The same holds for a settlement freeze, just rhetoric with no substance, especially given Israel's plan to make all Jerusalem a Jewish city, according to Netanyahu. During a May 22, 2009 Jerusalem Day ceremony (commemorating the city's 1967 reunification), he declared:

"United Jerusalem is Israel's capital. Jerusalem was always ours and will always be ours. It will never again be partitioned and divided."

For East Jerusalem Palestinians, it means removing them one settlement expansion and home demolition at a time.

So much for the peace process and freeze, evidenced by a February 26 Haaretz report saying Israel "plans to build another 600 homes in East Jerusalem" on Occupied Palestinian land.

Then on March 10, Israel's Interior Ministry approved 1,600 in Ramat Shlomo, "an ultra-Orthodox East Jerusalem neighborhood" during vice president Joe Biden's visit to restart no-peace peace talks, the same as past stillborn efforts.

A Haaretz March 11 report goes further, saying planning officials confirm that:

"Some 50,000 new housing units in Jerusalem neighborhoods beyond the Green Line are in various stages of planning and approval." Plans for 20,000 apartments "are in advanced stages of approval and implementation, while plans for the remainder have yet to be submitted to the planning committees."

According to Ir Amin, activists for a stable and equitable Jerusalem, construction this vast "will move Israel beyond the point of no return" and render conflict resolution impossible.
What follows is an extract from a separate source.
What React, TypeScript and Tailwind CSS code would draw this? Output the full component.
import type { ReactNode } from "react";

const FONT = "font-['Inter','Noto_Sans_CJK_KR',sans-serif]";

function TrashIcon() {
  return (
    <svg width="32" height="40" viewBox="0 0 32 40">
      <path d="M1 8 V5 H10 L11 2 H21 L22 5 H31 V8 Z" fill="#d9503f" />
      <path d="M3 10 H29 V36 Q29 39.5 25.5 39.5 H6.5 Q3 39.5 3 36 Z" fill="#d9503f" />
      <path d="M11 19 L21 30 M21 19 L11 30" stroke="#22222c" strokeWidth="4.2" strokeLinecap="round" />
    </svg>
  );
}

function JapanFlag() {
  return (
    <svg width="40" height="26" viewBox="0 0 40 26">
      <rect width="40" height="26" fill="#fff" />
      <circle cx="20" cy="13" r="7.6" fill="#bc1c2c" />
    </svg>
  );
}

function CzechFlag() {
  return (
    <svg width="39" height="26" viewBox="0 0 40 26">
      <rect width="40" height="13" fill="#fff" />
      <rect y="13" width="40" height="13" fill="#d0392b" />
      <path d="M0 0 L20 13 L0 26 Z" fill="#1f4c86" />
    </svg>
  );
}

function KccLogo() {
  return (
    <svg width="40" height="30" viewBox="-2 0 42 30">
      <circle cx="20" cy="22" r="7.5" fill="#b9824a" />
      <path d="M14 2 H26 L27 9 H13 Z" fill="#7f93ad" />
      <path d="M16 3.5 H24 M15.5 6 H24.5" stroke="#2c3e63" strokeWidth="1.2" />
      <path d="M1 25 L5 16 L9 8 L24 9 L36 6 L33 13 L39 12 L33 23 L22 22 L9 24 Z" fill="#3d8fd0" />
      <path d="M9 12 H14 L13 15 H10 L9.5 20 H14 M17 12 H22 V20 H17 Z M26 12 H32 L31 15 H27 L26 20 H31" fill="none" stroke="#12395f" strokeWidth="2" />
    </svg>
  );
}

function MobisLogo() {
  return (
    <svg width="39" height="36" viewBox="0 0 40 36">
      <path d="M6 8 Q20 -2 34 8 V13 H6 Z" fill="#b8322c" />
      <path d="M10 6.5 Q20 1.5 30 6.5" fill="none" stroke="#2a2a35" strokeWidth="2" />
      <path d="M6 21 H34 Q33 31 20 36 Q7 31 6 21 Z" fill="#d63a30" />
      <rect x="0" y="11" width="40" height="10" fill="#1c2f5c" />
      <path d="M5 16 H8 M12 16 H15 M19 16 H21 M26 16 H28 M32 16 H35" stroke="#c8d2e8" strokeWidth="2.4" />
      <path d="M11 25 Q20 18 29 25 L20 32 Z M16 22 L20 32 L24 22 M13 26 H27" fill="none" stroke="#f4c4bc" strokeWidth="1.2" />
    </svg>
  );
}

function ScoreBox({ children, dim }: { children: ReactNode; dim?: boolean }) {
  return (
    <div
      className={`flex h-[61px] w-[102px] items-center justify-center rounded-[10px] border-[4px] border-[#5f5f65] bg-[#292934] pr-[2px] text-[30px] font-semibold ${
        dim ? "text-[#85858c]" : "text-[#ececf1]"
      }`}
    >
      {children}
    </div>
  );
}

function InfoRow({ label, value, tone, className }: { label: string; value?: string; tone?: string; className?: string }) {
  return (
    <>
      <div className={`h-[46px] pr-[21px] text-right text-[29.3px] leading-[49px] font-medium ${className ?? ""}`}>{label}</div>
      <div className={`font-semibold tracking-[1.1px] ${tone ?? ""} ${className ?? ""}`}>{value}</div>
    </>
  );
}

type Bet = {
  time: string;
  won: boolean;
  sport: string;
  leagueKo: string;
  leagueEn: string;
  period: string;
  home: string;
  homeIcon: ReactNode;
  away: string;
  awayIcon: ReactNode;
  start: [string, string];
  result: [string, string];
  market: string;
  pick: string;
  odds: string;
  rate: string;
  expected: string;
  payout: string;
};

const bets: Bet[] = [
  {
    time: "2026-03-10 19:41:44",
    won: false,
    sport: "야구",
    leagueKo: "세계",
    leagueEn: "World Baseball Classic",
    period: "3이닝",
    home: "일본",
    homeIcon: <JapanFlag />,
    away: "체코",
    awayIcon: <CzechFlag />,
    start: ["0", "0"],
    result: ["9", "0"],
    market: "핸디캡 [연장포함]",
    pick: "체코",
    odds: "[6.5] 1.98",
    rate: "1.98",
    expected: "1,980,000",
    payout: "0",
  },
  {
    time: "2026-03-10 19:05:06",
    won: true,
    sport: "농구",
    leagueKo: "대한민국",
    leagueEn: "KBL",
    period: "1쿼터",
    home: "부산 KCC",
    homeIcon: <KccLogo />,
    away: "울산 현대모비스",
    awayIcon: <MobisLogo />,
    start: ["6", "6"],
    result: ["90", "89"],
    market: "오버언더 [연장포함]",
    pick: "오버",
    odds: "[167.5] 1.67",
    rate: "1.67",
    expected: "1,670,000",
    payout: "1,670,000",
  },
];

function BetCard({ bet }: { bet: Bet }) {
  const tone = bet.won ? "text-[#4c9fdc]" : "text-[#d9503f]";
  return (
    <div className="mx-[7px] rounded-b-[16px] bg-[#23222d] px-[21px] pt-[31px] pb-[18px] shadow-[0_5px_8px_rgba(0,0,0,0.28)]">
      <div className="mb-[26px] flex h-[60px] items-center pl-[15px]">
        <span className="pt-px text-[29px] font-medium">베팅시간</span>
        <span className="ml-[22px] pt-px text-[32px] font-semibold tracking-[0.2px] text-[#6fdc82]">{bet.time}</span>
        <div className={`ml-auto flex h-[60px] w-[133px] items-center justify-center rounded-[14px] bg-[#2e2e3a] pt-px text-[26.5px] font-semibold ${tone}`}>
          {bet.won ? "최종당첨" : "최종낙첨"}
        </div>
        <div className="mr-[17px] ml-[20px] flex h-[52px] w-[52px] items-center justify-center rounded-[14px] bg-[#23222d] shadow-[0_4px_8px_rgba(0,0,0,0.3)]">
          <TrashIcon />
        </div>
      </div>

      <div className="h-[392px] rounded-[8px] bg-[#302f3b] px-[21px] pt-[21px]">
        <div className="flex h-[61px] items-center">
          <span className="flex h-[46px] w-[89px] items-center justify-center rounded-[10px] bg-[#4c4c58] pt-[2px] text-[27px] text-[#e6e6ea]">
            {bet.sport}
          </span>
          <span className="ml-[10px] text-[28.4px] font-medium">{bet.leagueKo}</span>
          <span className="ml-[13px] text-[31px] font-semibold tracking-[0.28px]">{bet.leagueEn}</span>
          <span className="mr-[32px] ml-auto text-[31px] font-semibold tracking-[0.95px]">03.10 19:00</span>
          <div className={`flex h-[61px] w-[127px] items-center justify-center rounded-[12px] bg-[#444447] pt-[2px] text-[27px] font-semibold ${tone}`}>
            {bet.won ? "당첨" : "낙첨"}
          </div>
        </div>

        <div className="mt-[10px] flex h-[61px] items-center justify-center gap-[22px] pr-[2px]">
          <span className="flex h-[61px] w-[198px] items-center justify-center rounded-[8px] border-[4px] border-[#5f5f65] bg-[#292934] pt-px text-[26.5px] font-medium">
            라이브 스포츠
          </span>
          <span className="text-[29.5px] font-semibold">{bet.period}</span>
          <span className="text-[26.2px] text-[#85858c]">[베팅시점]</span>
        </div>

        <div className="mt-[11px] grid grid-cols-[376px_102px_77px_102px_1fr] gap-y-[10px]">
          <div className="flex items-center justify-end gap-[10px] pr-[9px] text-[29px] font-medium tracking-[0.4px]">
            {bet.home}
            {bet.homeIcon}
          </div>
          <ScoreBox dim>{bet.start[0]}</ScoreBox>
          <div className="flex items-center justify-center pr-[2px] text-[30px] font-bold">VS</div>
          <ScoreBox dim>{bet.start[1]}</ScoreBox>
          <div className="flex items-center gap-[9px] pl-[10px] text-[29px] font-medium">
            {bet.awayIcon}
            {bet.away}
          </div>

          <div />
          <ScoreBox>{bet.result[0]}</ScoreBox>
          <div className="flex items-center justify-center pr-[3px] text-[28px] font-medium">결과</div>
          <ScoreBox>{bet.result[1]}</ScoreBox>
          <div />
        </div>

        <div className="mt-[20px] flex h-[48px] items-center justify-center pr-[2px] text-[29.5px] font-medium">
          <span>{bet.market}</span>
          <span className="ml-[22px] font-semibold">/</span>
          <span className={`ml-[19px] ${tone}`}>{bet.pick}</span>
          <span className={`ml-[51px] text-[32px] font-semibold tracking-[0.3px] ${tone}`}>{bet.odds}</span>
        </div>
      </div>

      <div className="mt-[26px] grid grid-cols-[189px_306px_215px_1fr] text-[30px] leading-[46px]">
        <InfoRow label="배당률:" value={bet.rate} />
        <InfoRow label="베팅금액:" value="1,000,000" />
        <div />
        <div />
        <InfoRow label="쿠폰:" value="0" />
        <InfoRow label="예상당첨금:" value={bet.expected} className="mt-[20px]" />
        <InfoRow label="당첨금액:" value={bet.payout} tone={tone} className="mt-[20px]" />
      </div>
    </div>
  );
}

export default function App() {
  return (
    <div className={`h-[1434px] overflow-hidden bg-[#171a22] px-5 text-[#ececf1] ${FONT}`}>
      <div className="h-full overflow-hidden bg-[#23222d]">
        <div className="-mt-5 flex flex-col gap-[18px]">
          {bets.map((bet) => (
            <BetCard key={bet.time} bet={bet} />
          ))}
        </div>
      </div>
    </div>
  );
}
This highlights Netanyahu's earlier disingenuous announcement that:

"a policy of restraint regarding settlements (will) include a suspension of new permits and new construction in Judea and Samaria for a period of ten months (as well as) a promise to enable normal life to continue for three hundred thousand Israeli citizens, our brothers and sisters, who live in Judea and Samaria (what Jews call the West Bank)."

Yet unlimited East Jerusalem expansions continue where 200,000 Jews already live on expropriated Palestinian land. In addition, thousands of West Bank housing units and other construction continue or are planned as Netanyahu explained last November saying:

"When the suspension ends (or sooner), my government will revert to the policies of previous governments in relation to construction," meaning expropriating Palestinian land is policy, and no plans will change it.

He then added:

-- housing already underway will continue;

-- "we will continue to build synagogues, schools, kindergartens and public buildings essential for normal (settlement) life; (and)

-- We do not put any restrictions on building in our sovereign capital," referring to East and West Jerusalem, even though East is Occupied Territory.

On February 17, Haaretz' chief political columnist Akiva Eldar reacted, saying "you'd have to be blind, an idiot, or a member of the Yesha Council of settlements to use the term 'freeze' to describe the real estate situation in Judea and Samaria." Among other projects, a new Ariel industrial zone continues, Eldar adding with tongue in cheek:

"It seems that the freeze (in) new industrial zones in national priority zones....in the heart of the West Bank is not at the top of the (government's) list of priorities."

National Priority Areas (NPAs)

On December 13, 2009, the Netanyahu government approved Decision No. 1060, titled, "Defining Towns and Areas with National Priority," classifying Israeli and West Bank areas as NPAs. In Israel, 40% of their residents are Arab Israelis, sure to lose out because officials may decide where and in what amounts funding will be directed. As a result, Adalah, The Legal Center for Arab Minority Rights in Israel, contested the move before Israel's High Court of Justice (HCJ). More on that below.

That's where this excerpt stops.